Commit your work and test your pipeline.

Returning results

By default none of the process defined in src/nf_modules use the publishDir instruction. You can specify their publishDir directory by specifying the :

params.<process_name>_out = "path"

Where "path" will describe a path within the results folder

Therefore you can either:

  • call your pipeline with the following parameter --mapping_fastq_out "quantification/"
  • add the following line to your src/RNASeq.nf file to get the output of the mapping_fastq process:
include { index_fasta; mapping_fastq } from './nf_modules/kallisto/main.nf' addParams(mapping_fastq_out: "quantification/")

Commit your work and test your pipeline. You now have a RNASeq analysis pipeline that can run locally with Docker or Singularity!

Bonus

A file report.html is created for each run with the detail of your pipeline execution. You can use the -resume option to be able to save into cache the process results (the in a work/ folder).

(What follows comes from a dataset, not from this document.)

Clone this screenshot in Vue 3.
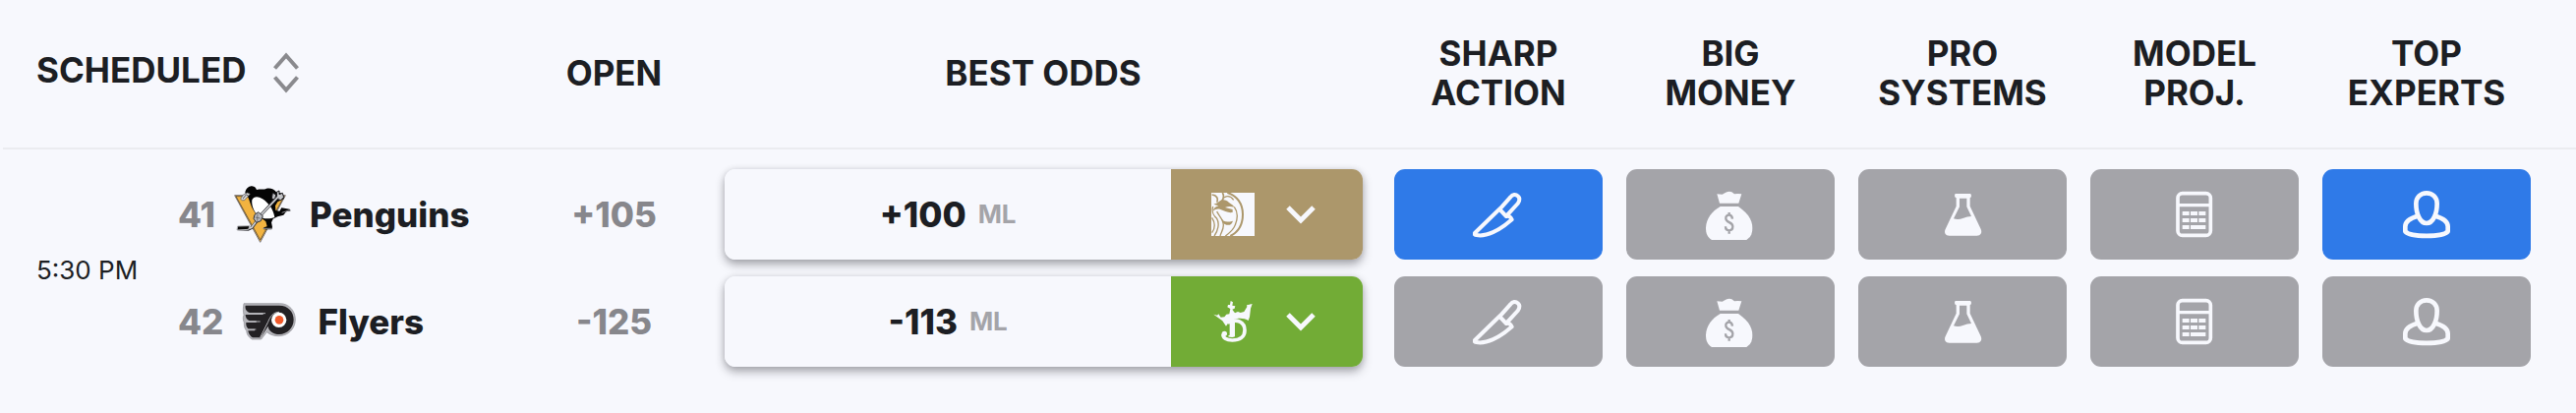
<script setup>
const signals = [
  { key: 'sharp', lines: ['SHARP', 'ACTION'] },
  { key: 'money', lines: ['BIG', 'MONEY'] },
  { key: 'systems', lines: ['PRO', 'SYSTEMS'] },
  { key: 'model', lines: ['MODEL', 'PROJ.'] },
  { key: 'experts', lines: ['TOP', 'EXPERTS'] },
]

const teams = [
  { id: 41, name: 'Penguins', open: '+105', odds: '+100', book: 'mgm', bookName: 'BetMGM', active: ['sharp', 'experts'] },
  { id: 42, name: 'Flyers', open: '-125', odds: '-113', book: 'dk', bookName: 'DraftKings', active: [] },
]
</script>

<template>
  <main class="board">
    <table class="odds-table">
      <colgroup>
        <col class="c-time" />
        <col class="c-team" />
        <col class="c-open" />
        <col class="c-best" />
        <col v-for="s in signals" :key="s.key" class="c-signal" />
        <col class="c-end" />
      </colgroup>
      <thead>
        <tr>
          <th colspan="2" scope="col" class="left">
            <button type="button" class="sort">
              SCHEDULED
              <svg class="sort-icon" viewBox="0 0 28 48" aria-hidden="true">
                <path d="M2.500 19.500 14 6.500 25.500 19.500M2.500 28.500 14 41.500 25.500 28.500" fill="none" stroke="#8a8a8e" stroke-width="4" />
              </svg>
            </button>
          </th>
          <th scope="col">OPEN</th>
          <th scope="col">BEST ODDS</th>
          <th v-for="s in signals" :key="s.key" scope="col">{{ s.lines[0] }}<br />{{ s.lines[1] }}</th>
          <td class="end"></td>
        </tr>
      </thead>
      <tbody>
        <tr v-for="(t, i) in teams" :key="t.id">
          <td v-if="i === 0" rowspan="2" class="time">5:30 PM</td>
          <td>
            <div class="team">
              <span class="muted">{{ t.id }}</span>
              <svg v-if="t.id === 41" class="logo" viewBox="60 54 180 180" aria-hidden="true">
                <path d="M65 86H220L143 229Z" fill="#f2b340" stroke="#77757a" stroke-width="3" />
                <path d="M69 89H216L143 222Z" fill="none" stroke="#3b3630" stroke-width="2" />
                <path d="M97 79C98 66 108 57 118 58C127 59 130 64 132 69C146 66 154 70 162 65C174 62 186 67 192 76L211 80L216 96L196 106L189 118L190 132L202 134L208 124L233 128L236 133L222 136L214 146L196 151L181 158L177 168L180 183L178 190L154 190L154 184L164 181L160 166L148 156C130 148 119 130 112 108C108 97 107 92 103 88Z" fill="#050505" />
                <path d="M118 100C123 88 137 88 150 97C168 109 183 127 187 153C170 160 148 158 134 146C122 132 116 114 118 100Z" fill="#fff" />
                <path d="M83 97L91 84L104 78L112 82L104 91L95 101L88 101Z" fill="#d4d4d7" stroke="#555" stroke-width="2" />
                <path d="M90 96L100 84M100 83L107 88" fill="none" stroke="#25252a" stroke-width="2" />
                <path d="M181 78L191 84L188 99L178 96ZM193 76L201 72L201 83L211 79L215 92L206 101L194 97Z" fill="#c3c4c8" stroke="#17171b" stroke-width="3" />
                <path d="M197 90L146 145L118 184L106 190L76 188" fill="none" stroke="#353539" stroke-width="9" />
                <path d="M201 87L147 144L117 184L100 190" fill="none" stroke="#d1d2d5" stroke-width="5" />
                <path d="M126 145L137 137L151 149L145 164L131 169L123 157Z" fill="#b9bbc0" stroke="#303035" stroke-width="3" />
                <path d="M128 153L143 156M135 142L134 164" stroke="#505055" stroke-width="2" />
                <path d="M74 180L111 179L107 190L72 192Z" fill="#070707" stroke="#b6b7bb" stroke-width="3" />
                <path d="M151 187H179M209 139L233 131" stroke="#8f8f94" stroke-width="3" />
              </svg>
              <svg v-else class="logo" viewBox="75 381 180 180" aria-hidden="true">
                <path d="M84 416H194C222 416 241 438 241 465C241 494 218 515 190 515C176 515 164 511 154 503L137 525H109C98 519 93 510 92 499C87 493 85 486 85 479V474C81 466 81 458 84 451C81 438 82 427 84 416Z" fill="#b5b5ba" stroke="#8d8d92" stroke-width="2" />
                <path d="M89 422H192C219 422 236 441 236 465C236 491 216 510 192 510C175 510 159 500 158 485L135 520H111C103 516 98 507 97 499H117V494H99C92 489 90 481 91 474H122V469H101C92 464 89 457 89 450H143V445H103C91 441 87 433 89 422Z" fill="#232124" />
                <path d="M134 519L158 472C165 454 175 442 192 442" fill="none" stroke="#b8b8bd" stroke-width="3" />
                <path d="M99 446H150M96 471H134M98 495H121" stroke="#b8b8bd" stroke-width="3" />
                <circle cx="191" cy="466" r="23" fill="#fff" />
                <circle cx="192" cy="466" r="13" fill="#f15a2b" />
              </svg>
              <span class="name">{{ t.name }}</span>
            </div>
          </td>
          <td class="open muted">{{ t.open }}</td>
          <td class="best">
            <div class="odds">
              <button type="button" class="price">
                <span>{{ t.odds }}</span>
                <small>ML</small>
              </button>
              <button type="button" class="book" :class="t.book" :aria-label="t.bookName">
                <svg v-if="t.book === 'mgm'" class="book-logo" viewBox="156 109 132 132" aria-hidden="true">
                  <path d="M156 109H288V241H156Z" fill="#f7f8fd" />
                  <g fill="none" stroke="#ac976b">
                    <path d="M205 109C235 118 252 143 252 175C252 205 238 229 214 241" stroke-width="6" />
                    <path d="M195 124C207 116 216 120 224 131" stroke-width="4" />
                    <path d="M190 109C196 119 194 127 187 136M158 115C172 116 178 126 173 138" stroke-width="5" />
                    <path d="M161 151C156 170 163 179 173 188C182 203 176 226 165 241M173 166C178 179 193 190 193 208C193 222 185 232 183 241M226 152C238 168 237 187 229 207C225 220 210 233 199 241" stroke-width="4" />
                    <path d="M158 185C168 201 170 215 158 231" stroke-width="4" />
                  </g>
                  <path d="M163 144C176 143 180 132 190 131C198 130 204 133 210 139C218 144 223 147 226 153C216 150 206 150 198 154L221 160V169C207 171 196 165 184 160C174 157 168 160 161 165C163 156 170 151 178 149Z" fill="#ac976b" />
                  <path d="M188 188C192 197 202 201 222 195C219 205 212 209 202 207C193 205 188 198 188 188Z" fill="#ac976b" />
                </svg>
                <svg v-else class="book-logo" viewBox="156 437 132 132" aria-hidden="true">
                  <path d="M163 481L174 484L178 480L185 490L196 489L202 481L211 480L214 464L205 459L207 452L213 452L215 440L222 444L220 454L229 456L227 463L220 466L228 477L237 473L245 476L256 473L265 458L264 453L281 449L276 463L273 489L269 500C250 488 217 491 201 517L190 501Z" fill="#f7f8fd" />
                  <path d="M206 506C235 493 258 504 258 530C258 551 242 560 220 560C201 560 191 552 192 542" fill="none" stroke="#f7f8fd" stroke-width="11" />
                  <circle cx="196" cy="540" r="8" fill="#f7f8fd" />
                  <path d="M212 502H228V549C221 552 214 551 206 548L212 544Z" fill="#f7f8fd" />
                </svg>
                <svg class="chevron" viewBox="0 0 32 20" aria-hidden="true">
                  <path d="M3 3 16 16 29 3" fill="none" stroke="#f7f8fd" stroke-width="5" />
                </svg>
              </button>
            </div>
          </td>
          <td v-for="s in signals" :key="s.key" class="signal">
            <button type="button" class="pill" :class="{ on: t.active.includes(s.key) }" :aria-label="s.lines.join(' ')">
              <svg v-if="s.key === 'sharp'" viewBox="114 96 156 156" aria-hidden="true">
                <g fill="none" stroke="#f7f8fd" stroke-width="12" stroke-linejoin="round">
                  <path d="M197 157L229 121C235 113 245 112 251 118C258 124 257 133 251 141L219 176" />
                  <path d="M195 158L120 231C118 235 120 237 125 237C154 243 195 224 233 190C229 181 222 178 216 180L195 158Z" />
                </g>
              </svg>
              <svg v-else-if="s.key === 'money'" viewBox="820 96 156 156" aria-hidden="true">
                <path d="M857 112Q866 112 873 113Q882 109 887 106Q894 103 902 106L910 112Q920 110 932 112L923 140H865Z" fill="#f7f8fd" />
                <path d="M867 150H922C950 169 965 190 965 215C965 232 960 244 947 252H841C828 244 823 232 823 215C824 187 842 164 867 150Z" fill="#f7f8fd" />
                <path d="M904 188C903 179 899 176 894 176C887 176 883 181 884 187C885 200 905 197 905 211C905 219 901 223 894 223C886 223 883 218 883 211M894 168V177M894 222V233" fill="none" stroke="#a4a4a9" stroke-width="7" />
              </svg>
              <svg v-else-if="s.key === 'systems'" viewBox="119 96 156 156" aria-hidden="true">
                <path fill-rule="evenodd" d="M176 111H220Q224 111 224 117Q224 122 220 124V149L253 219C258 231 252 239 241 239H157C145 239 140 230 145 219L178 149V124Q173 123 173 117Q173 111 176 111ZM188 125V151L170 187Q184 192 200 185Q212 181 224 180L210 151V125Z" fill="#f7f8fd" />
              </svg>
              <svg v-else-if="s.key === 'model'" viewBox="828 96 156 156" aria-hidden="true">
                <rect x="855" y="110" width="100" height="128" rx="14" fill="none" stroke="#f7f8fd" stroke-width="11" />
                <path d="M855 146H955" stroke="#f7f8fd" stroke-width="10" />
                <path d="M869 171H890M894 171H915M919 171H940M869 192H890M894 192H915M919 192H940M869 213H890M894 213H940" stroke="#f7f8fd" stroke-width="12" />
              </svg>
              <svg v-else viewBox="305 126 156 156" aria-hidden="true">
                <g fill="none" stroke="#f7f8fd" stroke-width="14" stroke-linejoin="round">
                  <path d="M383 139C402 139 415 153 415 171C415 202 403 231 383 231C363 231 351 202 351 171C351 153 364 139 383 139Z" />
                  <path d="M355 209C332 216 318 228 318 241V256C334 274 432 274 448 256V241C448 228 434 216 411 209" />
                </g>
              </svg>
            </button>
          </td>
          <td></td>
        </tr>
      </tbody>
    </table>
  </main>
</template>

<style>
body {
  background: #f7f8fd;
}
</style>

<style scoped>
.board {
  padding-left: 3px;
  background: #f7f8fd;
  color: #1c1e23;
  font-family: Inter, "Liberation Sans", sans-serif;
  font-size: 35px;
  font-weight: 700;
  line-height: 40px;
}
button {
  margin: 0;
  padding: 0;
  border: 0;
  background: none;
  color: inherit;
  font: inherit;
  cursor: pointer;
}
.odds-table {
  width: 100%;
  table-layout: fixed;
  border-collapse: separate;
  border-spacing: 0;
}
.c-time { width: 178px; }
.c-team { width: 352px; }
.c-open { width: 183px; }
.c-best { width: 690px; }
.c-signal { width: 236px; }
.c-end { width: 34px; }
th,
td {
  padding: 0;
  text-align: center;
  vertical-align: middle;
}
th,
.end {
  height: 148px;
  padding-bottom: 2px;
  border-bottom: 2px solid #ebecf0;
  font-weight: 700;
}
th.left {
  padding-left: 34px;
  text-align: left;
}
.sort-icon {
  width: 28px;
  height: 48px;
  margin-left: 18px;
  vertical-align: middle;
}
tbody tr:first-child td {
  padding-top: 20px;
  padding-bottom: 8px;
}
tbody tr:last-child td {
  padding-top: 9px;
  padding-bottom: 24px;
}
.odds-table tbody td.time {
  padding: 0 0 0 34px;
  font-size: 26px;
  font-weight: 400;
  text-align: left;
}
.team {
  display: flex;
  align-items: center;
  gap: 18px;
}
.name,
.muted {
  font-weight: 800;
}
.muted {
  color: #87878c;
}
.logo {
  width: 60px;
  height: 60px;
}
tbody td.best {
  padding-left: 21px;
  padding-right: 20px;
}
.odds {
  display: flex;
  height: 92px;
  border-radius: 11px;
  box-shadow: 0 5px 10px rgba(20, 20, 30, 0.34), 0 0 6px rgba(20, 20, 30, 0.1);
}
.price {
  width: 70%;
  display: flex;
  align-items: center;
  justify-content: center;
  gap: 12px;
  border-radius: 11px 0 0 11px;
  background: #f7f8fd;
  font-weight: 800;
}
.price small {
  color: #a4a4a9;
  font-size: 26px;
  font-weight: 700;
}
.book {
  box-sizing: border-box;
  width: 30%;
  display: flex;
  align-items: center;
  justify-content: center;
  gap: 31px;
  padding-right: 6px;
  border-radius: 0 11px 11px 0;
}
.mgm { background: #ac976b; }
.dk { background: #72ac36; }
.book-logo {
  width: 44px;
  height: 44px;
}
.chevron {
  width: 32px;
  height: 20px;
}
tbody td.signal {
  padding-left: 12px;
  padding-right: 12px;
}
.pill {
  display: flex;
  align-items: center;
  justify-content: center;
  width: 100%;
  height: 92px;
  border-radius: 11px;
  background: #a4a4a9;
}
.pill.on {
  background: #2f7ae8;
}
.pill svg {
  width: 52px;
  height: 52px;
}
</style>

Run your RNASeq pipeline on the PSMN

First you need to connect to the PSMN:

login@allo-psmn

Then once connected to allo-psmn, you can connect to e5-2667v4comp1:

login@m6142comp2

Set your environment

Create and go to your scratch folder:

mkdir -p /scratch/Bio/<login>
cd /scratch/Bio/<login>

Then you need to clone your pipeline and get the data:

git clone https://gitbio.ens-lyon.fr/<usr_name>/nextflow.git
cd nextflow/data
git clone https://gitbio.ens-lyon.fr/LBMC/hub/tiny_dataset.git
cd ..

Run nextflow

As we don’t want nextflow to be killed in case of disconnection, we start by launching tmux. In case of disconnection, you can restore your session with the command tmux a and close one with ctr + b + d

tmux
src/install_nextflow.sh
./nextflow src/RNASeq.nf -profile psmn --fastq "data/tiny_dataset/fastq/*_R{1,2}.fastq" --fasta "data/tiny_dataset/fasta/tiny_v2.fasta" --bed "data/tiny_dataset/annot/tiny.bed"

You just ran your pipeline on the PSMN!